## Begin
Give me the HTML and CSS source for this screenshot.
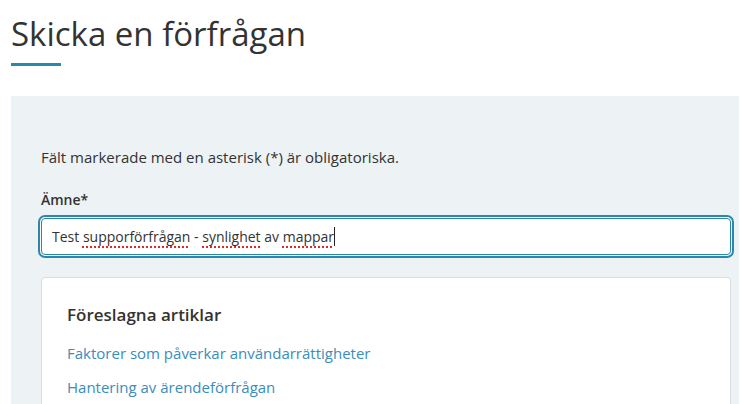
FILE: index.html
```html
<!DOCTYPE html>
<html lang="sv">
<head>
<meta charset="utf-8">
<title>Skicka en förfrågan</title>
<link rel="stylesheet" href="styles.css">
</head>
<body>
<main class="page">
  <h1 class="title">Skicka en förfrågan</h1>
  <div class="title-bar"></div>
  <section class="panel">
    <p class="note">Fält markerade med en asterisk (*) är obligatoriska.</p>
    <label class="label">Ämne*</label>
    <div class="input"><span>Test </span><span class="typo">supporförfrågan</span><span> - </span><span class="typo">synlighet</span><span> av </span><span class="typo">mappar</span><span class="caret"></span></div>
    <div class="card">
      <h2 class="card-title">Föreslagna artiklar</h2>
      <a class="link" href="#">Faktorer som påverkar användarrättigheter</a>
      <a class="link" href="#">Hantering av ärendeförfrågan</a>
    </div>
  </section>
</main>
</body>
</html>
```
FILE: styles.css
```css
html, body {
  margin: 0;
  padding: 0;
  background: #ffffff;
}
body {
  font-family: "Open Sans", "Noto Sans", sans-serif;
  color: #333333;
  overflow: hidden;
}
.page {
  padding: 14px 2px 0 11px;
}
.title {
  margin: 0;
  font-size: 33px;
  line-height: 40px;
  font-weight: 400;
  color: #333333;
}
.title-bar {
  margin-top: 9px;
  width: 50px;
  height: 3px;
  background: #2a89ab;
}
.panel {
  margin-top: 30px;
  background: #edf2f5;
  padding: 51px 8px 40px 30px;
}
.note {
  margin: 0;
  font-size: 15px;
  line-height: 20px;
  color: #333333;
}
.label {
  display: block;
  margin-top: 23px;
  font-size: 14px;
  line-height: 20px;
  font-weight: 600;
  color: #333333;
}
.input {
  margin-top: 8px;
  box-sizing: border-box;
  height: 37px;
  padding: 0 10px;
  background: #ffffff;
  border: 1px solid #2a89ab;
  border-radius: 4px;
  box-shadow: 0 0 0 1px #ffffff, 0 0 0 3px #2a89ab;
  font-size: 14px;
  line-height: 35px;
  color: #333333;
  white-space: nowrap;
}
.typo {
  text-decoration: underline dotted #e0282a;
  text-decoration-thickness: 2px;
  text-underline-offset: 4px;
}
.caret {
  display: inline-block;
  width: 1px;
  height: 19px;
  background: #222222;
  vertical-align: -4px;
}
.card {
  margin-top: 22px;
  background: #ffffff;
  border: 1px solid #dcdfe2;
  border-radius: 4px;
  padding: 25px 25px 30px 25px;
}
.card-title {
  margin: 0 0 16px 0;
  font-size: 17px;
  line-height: 24px;
  font-weight: 600;
  color: #333333;
}
.link {
  display: block;
  font-size: 15px;
  line-height: 20px;
  color: #3a8dbb;
  text-decoration: none;
  margin-bottom: 14px;
}
```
## End
◆ Your instructions
Reproduce the listing above exactly, excluding all pictures.

◆ Result for this exercise
Give me the HTML and CSS source for this screenshot.
FILE: index.html
```html
<!DOCTYPE html>
<html lang="sv">
<head>
<meta charset="utf-8">
<title>Skicka en förfrågan</title>
<link rel="stylesheet" href="styles.css">
</head>
<body>
<main class="page">
  <h1 class="title">Skicka en förfrågan</h1>
  <div class="title-bar"></div>
  <section class="panel">
    <p class="note">Fält markerade med en asterisk (*) är obligatoriska.</p>
    <label class="label">Ämne*</label>
    <div class="input"><span>Test </span><span class="typo">supporförfrågan</span><span> - </span><span class="typo">synlighet</span><span> av </span><span class="typo">mappar</span><span class="caret"></span></div>
    <div class="card">
      <h2 class="card-title">Föreslagna artiklar</h2>
      <a class="link" href="#">Faktorer som påverkar användarrättigheter</a>
      <a class="link" href="#">Hantering av ärendeförfrågan</a>
    </div>
  </section>
</main>
</body>
</html>
```
FILE: styles.css
```css
html, body {
  margin: 0;
  padding: 0;
  background: #ffffff;
}
body {
  font-family: "Open Sans", "Noto Sans", sans-serif;
  color: #333333;
  overflow: hidden;
}
.page {
  padding: 14px 2px 0 11px;
}
.title {
  margin: 0;
  font-size: 33px;
  line-height: 40px;
  font-weight: 400;
  color: #333333;
}
.title-bar {
  margin-top: 9px;
  width: 50px;
  height: 3px;
  background: #2a89ab;
}
.panel {
  margin-top: 30px;
  background: #edf2f5;
  padding: 51px 8px 40px 30px;
}
.note {
  margin: 0;
  font-size: 15px;
  line-height: 20px;
  color: #333333;
}
.label {
  display: block;
  margin-top: 23px;
  font-size: 14px;
  line-height: 20px;
  font-weight: 600;
  color: #333333;
}
.input {
  margin-top: 8px;
  box-sizing: border-box;
  height: 37px;
  padding: 0 10px;
  background: #ffffff;
  border: 1px solid #2a89ab;
  border-radius: 4px;
  box-shadow: 0 0 0 1px #ffffff, 0 0 0 3px #2a89ab;
  font-size: 14px;
  line-height: 35px;
  color: #333333;
  white-space: nowrap;
}
.typo {
  text-decoration: underline dotted #e0282a;
  text-decoration-thickness: 2px;
  text-underline-offset: 4px;
}
.caret {
  display: inline-block;
  width: 1px;
  height: 19px;
  background: #222222;
  vertical-align: -4px;
}
.card {
  margin-top: 22px;
  background: #ffffff;
  border: 1px solid #dcdfe2;
  border-radius: 4px;
  padding: 25px 25px 30px 25px;
}
.card-title {
  margin: 0 0 16px 0;
  font-size: 17px;
  line-height: 24px;
  font-weight: 600;
  color: #333333;
}
.link {
  display: block;
  font-size: 15px;
  line-height: 20px;
  color: #3a8dbb;
  text-decoration: none;
  margin-bottom: 14px;
}
```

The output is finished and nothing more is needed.